- SET PROBLEM: Across the listing below, count the lines that mention the string "index". Reply with the figure only.

- DATASET EXTRACT:
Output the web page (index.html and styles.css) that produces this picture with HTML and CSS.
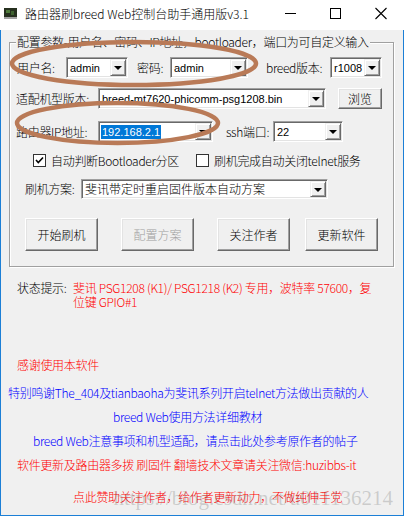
FILE: index.html
```html
<!DOCTYPE html>
<html lang="zh-CN">
<head>
<meta charset="utf-8">
<title>路由器刷breed Web控制台助手通用版v3.1</title>
<link rel="stylesheet" href="styles.css">
</head>
<body>
<div class="win">
  <div class="titlebar">
    <svg class="appicon" width="13" height="11" viewBox="0 0 13 11">
      <rect x="0" y="0" width="13" height="9" fill="#26301f"/>
      <rect x="2" y="2" width="4" height="3" fill="#4f7a3a"/>
      <rect x="7" y="3" width="3" height="4" fill="#3e6230"/>
      <rect x="0" y="9" width="13" height="2" fill="#a3a3a3"/>
    </svg>
    <div class="title">路由器刷breed Web控制台助手通用版v3.1</div>
    <div class="caption">
      <svg class="capbtn" width="46" height="30" viewBox="0 0 46 30"><line x1="19" y1="13.5" x2="30" y2="13.5" stroke="#000" stroke-width="1"/></svg>
      <svg class="capbtn" width="46" height="30" viewBox="0 0 46 30"><rect x="18.5" y="8.5" width="10" height="10" fill="none" stroke="#000" stroke-width="1"/></svg>
      <svg class="capbtn" width="46" height="30" viewBox="0 0 46 30"><path d="M17.5 8 L28.5 19 M28.5 8 L17.5 19" stroke="#000" stroke-width="1.1" fill="none"/></svg>
    </div>
  </div>

  <div class="client">
    <div class="group">
      <span class="legend">配置参数-用户名、密码、IP地址，bootloader，端口为可自定义输入</span>

      <div class="row row1">
        <span class="lbl lbl-user">用户名:</span>
        <div class="combo combo-user"><span class="val">admin</span><span class="drop"><i class="tri"></i></span></div>
        <span class="lbl lbl-pass">密码:</span>
        <div class="combo combo-pass"><span class="val">admin</span><span class="drop"><i class="tri"></i></span></div>
        <span class="lbl lbl-ver">breed版本:</span>
        <div class="combo combo-ver"><span class="val">r1008</span><span class="drop"><i class="tri"></i></span></div>
      </div>

      <div class="row row2">
        <span class="lbl lbl-wide">适配机型版本:</span>
        <div class="combo combo-model"><span class="val">breed-mt7620-phicomm-psg1208.bin</span><span class="drop"><i class="tri"></i></span></div>
        <button class="btn btn-browse">浏览</button>
      </div>

      <div class="row row3">
        <span class="lbl lbl-wide">路由器IP地址:</span>
        <div class="combo combo-ip"><span class="val"><span class="sel">192.168.2.1</span></span><span class="drop"><i class="tri"></i></span></div>
        <span class="lbl lbl-ssh">ssh端口:</span>
        <div class="combo combo-port"><span class="val">22</span><span class="drop"><i class="tri"></i></span></div>
      </div>

      <div class="row row4">
        <span class="check check-first"><svg width="11" height="11" viewBox="0 0 11 11"><path d="M2 5 L4.3 7.5 L9 2.5" stroke="#000" stroke-width="1.6" fill="none"/></svg></span>
        <span class="chklbl chklbl-first">自动判断Bootloader分区</span>
        <span class="check"></span>
        <span class="chklbl">刷机完成自动关闭telnet服务</span>
      </div>

      <div class="row row5">
        <span class="lbl lbl-plan">刷机方案:</span>
        <div class="combo combo-plan"><span class="val val-cjk">斐讯带定时重启固件版本自动方案</span><span class="drop"><i class="tri"></i></span></div>
      </div>

      <div class="row row-btns">
        <button class="btn btn-big btn-start">开始刷机</button>
        <button class="btn btn-big btn-gap disabled">配置方案</button>
        <button class="btn btn-big btn-gap">关注作者</button>
        <button class="btn btn-big btn-last">更新软件</button>
      </div>
    </div>

    <div class="status">
      <span class="status-lbl">状态提示:</span>
      <span class="status-msg">斐讯 PSG1208 (K1)/ PSG1218 (K2) 专用，波特率 57600，复<br>位键 GPIO#1</span>
    </div>

    <p class="line red thanks">感谢使用本软件</p>
    <p class="line blue special">特别鸣谢The_404及tianbaoha为斐讯系列开启telnet方法做出贡献的人</p>
    <p class="line blue guide">breed Web使用方法详细教材</p>
    <p class="line blue notice">breed Web注意事项和机型适配，请点击此处参考原作者的帖子</p>
    <p class="line red update">软件更新及路由器多拨 刷固件 翻墙技术文章请关注微信:huzibbs-it</p>
    <p class="line red donate">点此赞助关注作者，给作者更新动力，不做纯伸手党</p>

    <div class="watermark">https://blog.csdn.net/u011136214</div>
  </div>

  <svg class="marks" width="404" height="516" viewBox="0 0 404 516">
    <ellipse cx="134" cy="63.5" rx="122" ry="21.5" fill="none" stroke="#b97a57" stroke-width="4.5"/>
    <ellipse cx="117.5" cy="123" rx="100.5" ry="20" fill="none" stroke="#b97a57" stroke-width="4.5"/>
  </svg>
</div>
</body>
</html>
```

FILE: styles.css
```css
html, body {
  margin: 0;
  padding: 0;
  background: #fff;
}

body {
  font-family: "Noto Sans CJK SC", "Noto Sans", sans-serif;
  font-size: 12px;
  font-weight: 300;
  line-height: 14px;
  color: #000;
}

.win {
  position: relative;
  width: 404px;
  height: 516px;
  box-shadow: 0 2px 0 #000;
}

/* ---------- title bar ---------- */
.titlebar {
  height: 30px;
  display: flex;
  align-items: flex-start;
  background: #fff;
}

.appicon {
  flex: none;
  margin: 8px 0 0 4px;
}

.title {
  flex: 1;
  margin: 6px 0 0 8px;
  line-height: 15px;
  white-space: nowrap;
}

.caption {
  display: flex;
  flex: none;
}

.capbtn {
  display: block;
}

/* ---------- client area ---------- */
.client {
  position: relative;
  height: 486px;
  box-sizing: border-box;
  border: 1px solid #1c7fd6;
  border-top: 0;
  background: #f0f0f0;
  padding-top: 12px;
  letter-spacing: -0.3px;
}

.group {
  position: relative;
  margin-left: 8px;
  width: 385px;
  height: 225px;
  box-sizing: border-box;
  border: 1px solid #a0a0a0;
  box-shadow: inset 1px 1px 0 #fff, 1px 1px 0 #fff;
  padding-left: 6px;
}

.legend {
  position: absolute;
  top: -8px;
  left: 6px;
  padding: 0 1px;
  background: #f0f0f0;
  white-space: nowrap;
}

.row {
  display: flex;
  align-items: center;
  height: 21px;
}

.row1 { margin-top: 14px; }
.row2 { margin-top: 10px; }
.row3 { margin-top: 12px; }
.row4 { margin-top: 12px; height: 13px; }
.row5 { margin-top: 12px; height: 20px; }
.row-btns { margin-top: 19px; height: 33px; }

.lbl {
  flex: none;
  white-space: nowrap;
}

.lbl-user { width: 50px; padding-left: 1px; box-sizing: border-box; }
.lbl-pass { width: 33px; margin-left: 9px; }
.lbl-ver  { width: 64px; margin-left: 18px; }
.lbl-wide { width: 82px; }
.lbl-ssh  { width: 47px; margin-left: 13px; }
.lbl-plan { width: 56px; margin-left: 9px; }

/* ---------- combo box ---------- */
.combo {
  flex: none;
  position: relative;
  display: flex;
  align-items: stretch;
  height: 21px;
  box-sizing: border-box;
  background: #fff;
  border: 1px solid;
  border-color: #a0a0a0 #fff #fff #a0a0a0;
  box-shadow: inset 1px 1px 0 #696969, inset -1px -1px 0 #e3e3e3;
  padding: 1px;
}

.row5 .combo { height: 20px; }

.combo-user  { width: 62px; }
.combo-pass  { width: 78px; }
.combo-ver   { width: 52px; }
.combo-model { width: 228px; }
.combo-ip    { width: 115px; }
.combo-port  { width: 70px; }
.combo-plan  { width: 247px; }

.val {
  flex: 1;
  min-width: 0;
  overflow: hidden;
  white-space: nowrap;
  padding-left: 2px;
  display: flex;
  align-items: center;
  font-family: "Liberation Sans", "Noto Sans CJK SC", sans-serif;
  font-size: 11px;
  font-weight: 400;
  letter-spacing: 0;
}

.val-cjk {
  font-family: "Noto Sans CJK SC", sans-serif;
  font-size: 12px;
  font-weight: 300;
}

.sel {
  background: #0078d7;
  color: #fff;
  margin-left: -1px;
  padding: 0 1px;
}

.drop {
  flex: none;
  width: 16px;
  box-sizing: border-box;
  background: #f0f0f0;
  border: 1px solid;
  border-color: #f0f0f0 #696969 #696969 #f0f0f0;
  box-shadow: inset 1px 1px 0 #fff, inset -1px -1px 0 #a0a0a0;
  display: flex;
  align-items: center;
  justify-content: center;
}

.tri {
  display: block;
  width: 0;
  height: 0;
  border-left: 4px solid transparent;
  border-right: 4px solid transparent;
  border-top: 4px solid #000;
  margin-top: 1px;
}

/* ---------- buttons ---------- */
.btn {
  flex: none;
  font: inherit;
  font-size: 12px;
  letter-spacing: 0;
  color: #000;
  padding: 0;
  margin: 0;
  background: #f0f0f0;
  box-sizing: border-box;
  border: 1px solid;
  border-color: #fff #696969 #696969 #fff;
  box-shadow: inset -1px -1px 0 #a0a0a0, inset 1px 1px 0 #e3e3e3;
  line-height: 14px;
}

.btn-browse {
  width: 44px;
  height: 21px;
  margin-left: 12px;
}

.btn-big {
  width: 73px;
  height: 33px;
}

.btn-start { margin-left: 9px; }
.btn-gap   { margin-left: 23px; }
.btn-last  { margin-left: 15px; }

.btn.disabled { color: #a0a0a0; }

/* ---------- checkboxes ---------- */
.check {
  flex: none;
  width: 13px;
  height: 13px;
  box-sizing: border-box;
  background: #fff;
  border: 1px solid #333;
  display: flex;
  align-items: center;
  justify-content: center;
}

.check-first { margin-left: 17px; }

.chklbl {
  flex: none;
  margin-left: 5px;
  white-space: nowrap;
}

.chklbl-first { width: 145px; }

/* ---------- status + links ---------- */
.status {
  display: flex;
  margin-top: 14px;
  padding-left: 16px;
}

.status-lbl {
  flex: none;
  width: 56px;
  white-space: nowrap;
}

.status-msg {
  color: #ff0000;
  white-space: nowrap;
}

.line {
  margin: 0;
  white-space: nowrap;
}

.red  { color: #ff0000; }
.blue { color: #0000ff; }

.thanks  { margin-top: 49px; padding-left: 16px; }
.special { margin-top: 14px; padding-left: 7px; }
.guide   { margin-top: 10px; padding-left: 112px; }
.notice  { margin-top: 10px; padding-left: 32px; }
.update  { margin-top: 10px; padding-left: 16px; }
.donate  { margin-top: 18px; padding-left: 72px; }

.watermark {
  position: absolute;
  top: 456px;
  right: 10px;
  font-family: "Liberation Serif", serif;
  font-size: 21px;
  font-weight: 400;
  letter-spacing: 0;
  line-height: 24px;
  color: rgba(110, 110, 110, 0.28);
  white-space: nowrap;
  pointer-events: none;
}

/* ---------- annotation ellipses ---------- */
.marks {
  position: absolute;
  top: 0;
  left: 0;
  pointer-events: none;
}
```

- EXERCISE SOLUTION: 2